Anyways, I don't have any real knowledge when it comes to fishing. I don't know how to tie proper knots, I panic when I have to remove hooks, and I'm always terrified that I am going to get spined when I handle a fish. I really only know how to use a push-button reel (I even had to google to see what they were called). It's been quite a learning curve, but even still in the beginning stages, there are a few lessons that we learned pretty quickly! If you're just getting into fishing (or are interested in starting), read our tips below to avoid our rookie mistakes!
Learn how to properly bait a hook
We lose a lot of bait pretty regularly, but are starting to learn how to prevent that and to have a better success rate with hooking the fish. Don't use too much bait, just enough to cover the hook. With worms, I try to thread the hook through them, or at least try to have multiple points where the hook goes through to make sure it's more secure and less likely to come loose. Different types of bait can call for some different techniques, but if you're having issues... Google it!

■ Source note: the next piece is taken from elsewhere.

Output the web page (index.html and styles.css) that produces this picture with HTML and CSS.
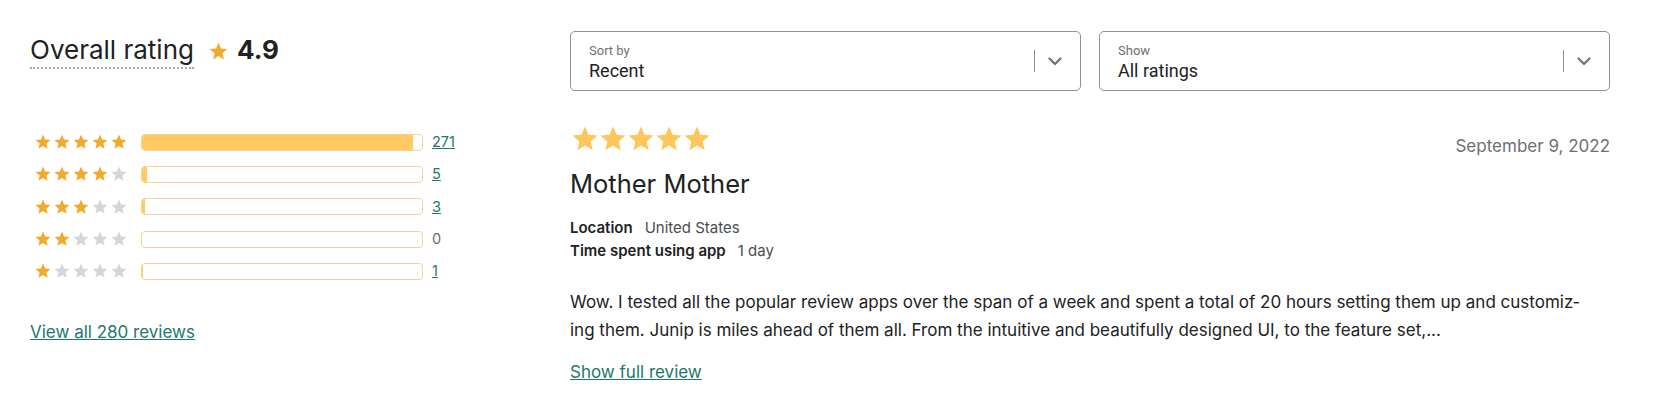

Bring needle-nosed pliers with you
We definitely learned this one the hard way. It's relatively simple to unhook a fish when the hook has just gone through its 'lip' (do fish have lips...???), but if you gut-hook a fish (the hook goes into its stomach), it becomes much more difficult to remove and you often need some pliers to reach into the fish to get a hold of the hook. This happened to us recently and I had to call my boss and ask him to stop on his way home from the park to help us out with his multi-tool! Poor fish ended up dying because of the struggle.

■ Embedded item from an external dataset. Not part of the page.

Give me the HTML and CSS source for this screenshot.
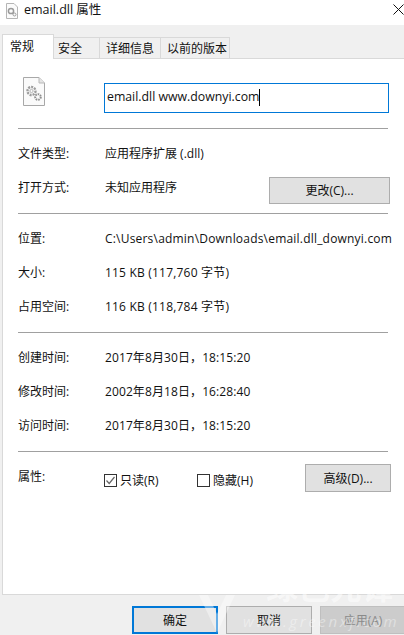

A friend of mine that is an avid fly fisher recommended hemostats vs. pliers. We bought some to throw into the tackle box, but any old pair of needle nosed pliers from your toolbox is just fine if you don't want to buy anything new!
A pair of work gloves doesn't hurt either
We have been catching a lot of perch (aka Bluegill) and they've got spines on their back and belly (dorsal fins and ventral and anal fins, respectively). Manhandling them barehanded makes me a little nervous. I'm sure experienced anglers don't think twice about it, but a pair of gloves made me feel just a little bit less at risk of getting stabbed. If you don't have gloves, try to grip near the head and slide your hand back to the middle of its body, compressing the fins as you move.
Get a small tackle box with just a few extra supplies stocked so your day doesn't end prematurely
We snagged our line the other day and lost the hook and, stupidly, we didn't have any extras. Soooo... that was that. Time to go home. As soon as we got home, I ordered a small tackle box with the basics - hooks in varying sizes, swivels (little clip things), floats, weights... you get the picture. We got our tackle box off of Amazon (booooo Jeff Bezos) for $10.
Learn how to tie ONE knot
You can use a basic shoe-tying knot (is there a specific name for that? I don't know), but there are some knots that are a bit stronger and better for fishing! One that I learned and is literally the only one I use (well, because it's the only one I know), is the Clinch Knot. Seems to work well enough for the basic fishing that we are doing and it's pretty easy!
An important thing to remember is that it isn't about perfection and knowing everything! Learning is part of the fun and you've got to accept that, when you're just starting something new, you're going to make mistakes and screw up. Embrace it and enjoy learning how to fish!